Analysis by Vehicle Examiner Trott suggests that the company failed to meet the minimum frequency required by the DVSA for roller brake tests by a ‘long way.’ The TC added that Michael Hazell’s explanation that this apparent lack of testing was due to a printer malfunction (meaning records couldn’t be kept) was an ‘appalling excuse,’ due to the low cost of a replacement printer.

“So there is poor driver defect reporting, disjointed, at best, and poorly recorded vehicle inspections resulting in, amongst other things, a very poor MOT pass rate of 70%,” the TC continued. “All this points to a complete lack of management control by the operator and Transport Manager, and that is without going back to the earlier performance prior to summer 2017. Mr Hazell’s response to having this pointed out to him is to seek to blame others. My response is to find that his good repute as a Transport Manager is lost.”
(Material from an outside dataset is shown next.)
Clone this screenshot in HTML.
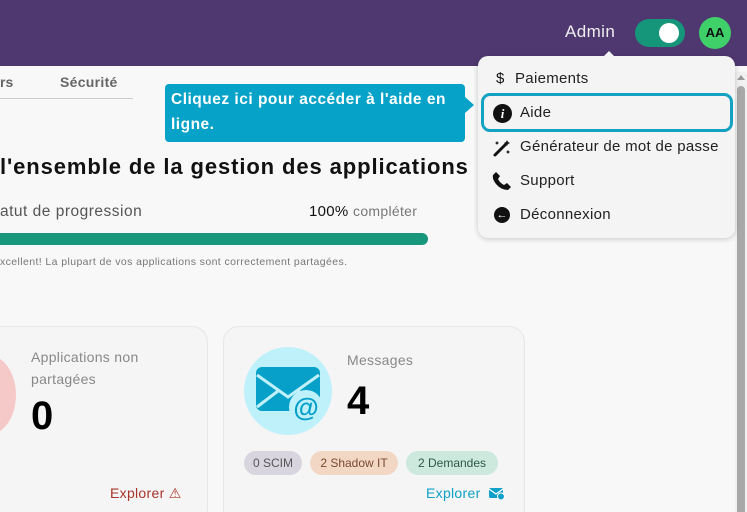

He also questioned Alastair Gray’s reasons for purchasing CM, given that all of its registered services had been cancelled and the operating centre, staff members and vehicles didn’t transfer. “I conclude that the only real value in the purchase of CM Coaches Ltd lay in its operator’s licence,” the TC said. “By buying the company, and the licence, Mr Gray has side-stepped the scrutiny that applies to new applicants.” With all of this in mind, the TC found that CM Coaches Ltd has lost its good repute.

The final decisions reached were as follows:
• Pursuant to findings under Section 17(3)(e) of the Act, material change, in that virtually nothing remains the same, and Section 17(1)(a), good repute, the licence is revoked with effect from 23:59, 27 April 2019.
• Pursuant to findings under Schedule 3 of the Act and Article 2 of EU Regulation 1071/2009, Michael Hazell has lost his good repute as transport manager and is disqualified from acting as such in any member state for a period of three years.
• On a finding of loss of professional competence, I propose to revoke licence PH1140601, Michael James Hazell.